Material:

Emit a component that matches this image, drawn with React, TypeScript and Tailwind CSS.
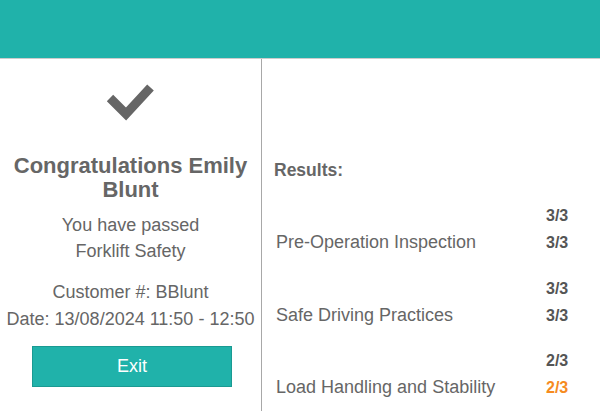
import React from 'react';

const RESULTS = [
  { topic: 'Pre-Operation Inspection', first: '3/3', final: '3/3', full: true },
  { topic: 'Safe Driving Practices', first: '3/3', final: '3/3', full: true },
  { topic: 'Load Handling and Stability', first: '2/3', final: '2/3', full: false },
];

const CheckMark: React.FC = () => (
  <svg width="54" height="44" viewBox="0 0 54 44" className="block">
    <path d="M6 18 L22 34 L46.5 7.5" fill="none" stroke="#666" strokeWidth="9" strokeLinejoin="miter" />
  </svg>
);

export default function App() {
  return (
    <div className="w-[600px] h-[411px] bg-white overflow-hidden font-['Liberation_Sans',Arial,sans-serif] text-[#666]">
      <div className="h-[59px] bg-[#20b2aa] border-b border-[#cccccc]" />
      <div className="flex h-[352px]">
        <div className="w-[262px] shrink-0 border-r border-[#a8a8a8] flex flex-col items-center pt-[21px]">
          <CheckMark />
          <h1 className="mt-[30px] text-[22px] leading-[24px] font-bold text-center px-2">Congratulations Emily Blunt</h1>
          <div className="mt-[10px] text-[18px] leading-[26px] text-center">
            <p>You have passed</p>
            <p>Forklift Safety</p>
          </div>
          <div className="mt-[15px] text-[18px] leading-[27px] text-center whitespace-nowrap">
            <p>Customer #: BBlunt</p>
            <p>Date: 13/08/2024 11:50 - 12:50</p>
          </div>
          <button className="mt-[13px] self-start ml-[32px] w-[200px] h-[41px] bg-[#20b2aa] border border-[#1a9a92] text-white text-[18px]">
            Exit
          </button>
        </div>
        <div className="flex-1 pl-[12px] pt-[101px]">
          <h2 className="text-[17.5px] leading-[20px] font-bold">Results:</h2>
          <div className="mt-[22px] flex flex-col gap-[18.5px] pl-[2px]">
            {RESULTS.map((r) => (
              <div key={r.topic} className="grid grid-cols-[270px_auto]">
                <div className="flex items-end text-[18px] leading-[27px]">{r.topic}</div>
                <div className="text-[16px] leading-[27px] font-bold">
                  <div className="text-[#555]">{r.first}</div>
                  <div className={r.full ? 'text-[#555]' : 'text-[#f68b1f]'}>{r.final}</div>
                </div>
              </div>
            ))}
          </div>
        </div>
      </div>
    </div>
  );
}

Written instruction: Select and copy every line of the material that holds the string "React".

Output for this task:
Emit a component that matches this image, drawn with React, TypeScript and Tailwind CSS.
import React from 'react';
const CheckMark: React.FC = () => (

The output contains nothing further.